Recorded data

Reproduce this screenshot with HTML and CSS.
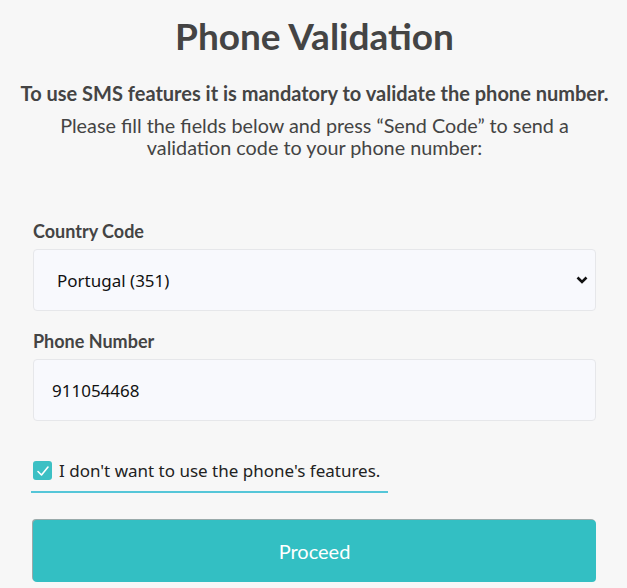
FILE: index.html
```html
<!DOCTYPE html>
<html>
<head>
<meta charset="utf-8">
<link rel="stylesheet" href="styles.css">
</head>
<body>
<main class="page">
  <h1 class="title">Phone Validation</h1>
  <p class="lead">To use SMS features it is mandatory to validate the phone number.</p>
  <p class="info">Please fill the fields below and press “Send Code” to send a validation code to your phone number:</p>
  <form class="form">
    <div class="field">
      <label class="label">Country Code</label>
      <div class="select-wrap">
        <select class="control select">
          <option>Portugal (351)</option>
        </select>
        <svg class="chevron" width="12" height="8" viewBox="0 0 12 8"><path d="M1.5 1.5 L6 6 L10.5 1.5" fill="none" stroke="#111" stroke-width="2.6"/></svg>
      </div>
    </div>
    <div class="field">
      <label class="label">Phone Number</label>
      <input class="control" type="text" value="911054468">
    </div>
    <label class="check">
      <span class="box"><svg width="14" height="12" viewBox="0 0 14 12"><path d="M2 6.5 L5.5 10 L12 2" fill="none" stroke="#fff" stroke-width="1.6" stroke-linecap="round" stroke-linejoin="round"/></svg></span>
      <span class="check-text">I don't want to use the phone's features.</span>
    </label>
    <button type="button" class="btn">Proceed</button>
  </form>
</main>
</body>
</html>
```
FILE: styles.css
```css
html, body {
  margin: 0;
  padding: 0;
  background: #f7f7f7;
}
.page {
  padding: 0 31px 0 33px;
  font-family: Lato, "Open Sans", sans-serif;
  color: #444;
}
.title {
  margin: 0;
  padding-top: 14px;
  font-size: 37px;
  line-height: 44px;
  font-weight: 700;
  text-align: center;
  color: #444;
}
.lead {
  margin: 23px -30px 0;
  font-size: 20px;
  line-height: 24px;
  font-weight: 700;
  text-align: center;
}
.info {
  margin: 9px auto 0;
  max-width: 520px;
  font-size: 19.8px;
  line-height: 22px;
  text-align: center;
  color: #444;
}
.form {
  margin-top: 62px;
  display: flex;
  flex-direction: column;
}
.field {
  display: flex;
  flex-direction: column;
  margin-bottom: 19px;
}
.label {
  font-size: 18px;
  font-weight: 700;
  line-height: 22px;
  margin-bottom: 7px;
  color: #444;
}
.control {
  box-sizing: border-box;
  height: 62px;
  width: 100%;
  border: 1px solid #e6e7ea;
  border-radius: 4px;
  background: #f8f9fd;
  font-family: "Noto Sans", "Open Sans", sans-serif;
  font-size: 17px;
  color: #111;
  padding: 0 18px;
  outline: none;
  margin: 0;
}
.select-wrap {
  position: relative;
}
.select {
  appearance: none;
  -webkit-appearance: none;
  padding-left: 23px;
  display: block;
}
.chevron {
  position: absolute;
  right: 8px;
  top: 27px;
}
.check {
  align-self: flex-start;
  display: flex;
  align-items: center;
  gap: 7px;
  margin-top: 19px;
  margin-left: -2px;
  padding: 0 8px 9px 2px;
  border-bottom: 2px solid #55c6d8;
  font-family: "Noto Sans", "Open Sans", sans-serif;
  font-size: 17px;
  color: #222;
}
.box {
  width: 19px;
  height: 19px;
  border-radius: 3px;
  background: #3cc0c4;
  display: flex;
  align-items: center;
  justify-content: center;
}
.btn {
  margin-top: 27px;
  height: 62px;
  border: none;
  border-radius: 4px;
  background: #33bfc3;
  color: #fff;
  font-family: Lato, sans-serif;
  font-size: 20px;
  box-shadow: -1px -1px 0 #9aa;
}
```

Exercise objective
Reproduce the material in full, word for word, and omit the pictures.

Answer to the task
Reproduce this screenshot with HTML and CSS.
FILE: index.html
```html
<!DOCTYPE html>
<html>
<head>
<meta charset="utf-8">
<link rel="stylesheet" href="styles.css">
</head>
<body>
<main class="page">
  <h1 class="title">Phone Validation</h1>
  <p class="lead">To use SMS features it is mandatory to validate the phone number.</p>
  <p class="info">Please fill the fields below and press “Send Code” to send a validation code to your phone number:</p>
  <form class="form">
    <div class="field">
      <label class="label">Country Code</label>
      <div class="select-wrap">
        <select class="control select">
          <option>Portugal (351)</option>
        </select>
        <svg class="chevron" width="12" height="8" viewBox="0 0 12 8"><path d="M1.5 1.5 L6 6 L10.5 1.5" fill="none" stroke="#111" stroke-width="2.6"/></svg>
      </div>
    </div>
    <div class="field">
      <label class="label">Phone Number</label>
      <input class="control" type="text" value="911054468">
    </div>
    <label class="check">
      <span class="box"><svg width="14" height="12" viewBox="0 0 14 12"><path d="M2 6.5 L5.5 10 L12 2" fill="none" stroke="#fff" stroke-width="1.6" stroke-linecap="round" stroke-linejoin="round"/></svg></span>
      <span class="check-text">I don't want to use the phone's features.</span>
    </label>
    <button type="button" class="btn">Proceed</button>
  </form>
</main>
</body>
</html>
```
FILE: styles.css
```css
html, body {
  margin: 0;
  padding: 0;
  background: #f7f7f7;
}
.page {
  padding: 0 31px 0 33px;
  font-family: Lato, "Open Sans", sans-serif;
  color: #444;
}
.title {
  margin: 0;
  padding-top: 14px;
  font-size: 37px;
  line-height: 44px;
  font-weight: 700;
  text-align: center;
  color: #444;
}
.lead {
  margin: 23px -30px 0;
  font-size: 20px;
  line-height: 24px;
  font-weight: 700;
  text-align: center;
}
.info {
  margin: 9px auto 0;
  max-width: 520px;
  font-size: 19.8px;
  line-height: 22px;
  text-align: center;
  color: #444;
}
.form {
  margin-top: 62px;
  display: flex;
  flex-direction: column;
}
.field {
  display: flex;
  flex-direction: column;
  margin-bottom: 19px;
}
.label {
  font-size: 18px;
  font-weight: 700;
  line-height: 22px;
  margin-bottom: 7px;
  color: #444;
}
.control {
  box-sizing: border-box;
  height: 62px;
  width: 100%;
  border: 1px solid #e6e7ea;
  border-radius: 4px;
  background: #f8f9fd;
  font-family: "Noto Sans", "Open Sans", sans-serif;
  font-size: 17px;
  color: #111;
  padding: 0 18px;
  outline: none;
  margin: 0;
}
.select-wrap {
  position: relative;
}
.select {
  appearance: none;
  -webkit-appearance: none;
  padding-left: 23px;
  display: block;
}
.chevron {
  position: absolute;
  right: 8px;
  top: 27px;
}
.check {
  align-self: flex-start;
  display: flex;
  align-items: center;
  gap: 7px;
  margin-top: 19px;
  margin-left: -2px;
  padding: 0 8px 9px 2px;
  border-bottom: 2px solid #55c6d8;
  font-family: "Noto Sans", "Open Sans", sans-serif;
  font-size: 17px;
  color: #222;
}
.box {
  width: 19px;
  height: 19px;
  border-radius: 3px;
  background: #3cc0c4;
  display: flex;
  align-items: center;
  justify-content: center;
}
.btn {
  margin-top: 27px;
  height: 62px;
  border: none;
  border-radius: 4px;
  background: #33bfc3;
  color: #fff;
  font-family: Lato, sans-serif;
  font-size: 20px;
  box-shadow: -1px -1px 0 #9aa;
}
```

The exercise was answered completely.